9. Using Libraries and Vendor Tools for Performance
Hand-written kernels are not always necessary or optimal.
Optimized Libraries
Use accelerator-optimized libraries whenever possible:
- Dense linear algebra (e.g., cuBLAS, hipBLAS, oneMKL).
- Sparse linear algebra (e.g., cuSPARSE, rocSPARSE).
- FFTs (e.g., cuFFT, rocFFT, vendor FFT libraries).
They are:
- Tuned by experts.
- Usually faster and more portable across hardware generations.
Profiling and Measurement
Performance tuning must be guided by measurement:
- Use vendor profilers to:
- Identify kernel hotspots.
- Determine if kernels are compute- or memory-bound.
- Inspect occupancy, memory throughput, and branch divergence.
- Iterate:
- Measure → identify bottleneck → apply specific optimization → re-measure.
10. Portability and Performance Portability
Different vendors and architectures have different performance characteristics:
- Some favor wider vector units.
- Some have larger or smaller on-chip memories.
- Some have different optimal block sizes or memory layouts.
Strategies:
- Use portability frameworks (e.g., Kokkos, RAJA, SYCL) where appropriate.
- Separate algorithmic structure from low-level tuning details.
- Provide multiple implementations or tunable parameters that can be adapted per architecture.
This helps maintain performance across evolving accelerator hardware without fully rewriting code.
11. Energy and Efficiency on Accelerators
Accelerators can provide more performance per watt, but inefficient usage still wastes energy and allocations.
Efficiency considerations:
- Avoid running underutilized GPUs (tiny kernels, poor occupancy, excessive idling).
- Reduce unnecessary data movement, which consumes both time and power.

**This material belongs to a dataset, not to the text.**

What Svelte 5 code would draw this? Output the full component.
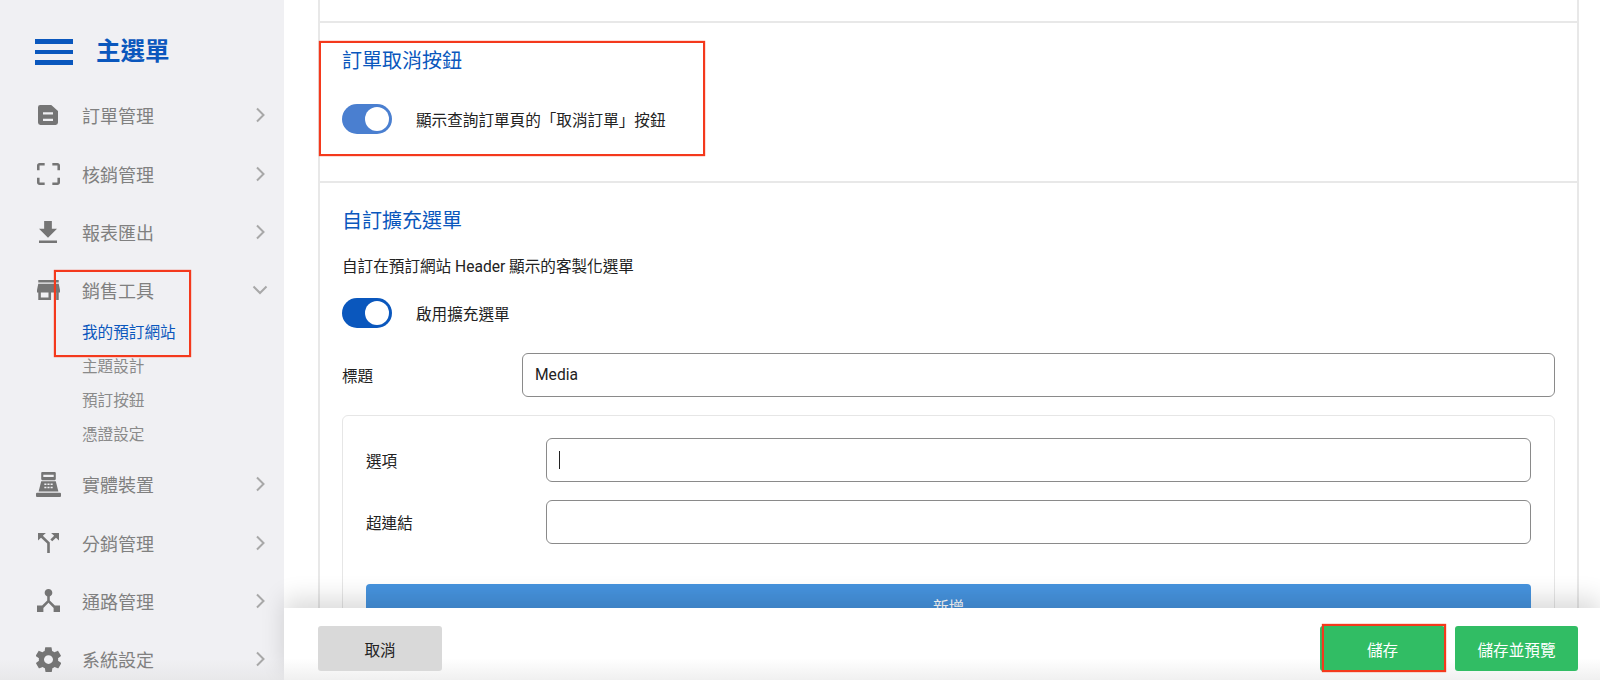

- Choose the right precision to avoid overcomputing.
- For production runs, use tuned parameters discovered via profiling rather than default or “safe” but slow settings.
In summary, performance on accelerators depends on more than simply offloading computation to a GPU. Carefully managing data movement, memory access patterns, parallelism granularity, and hardware-specific features is essential for achieving the speedups that make accelerators attractive in HPC.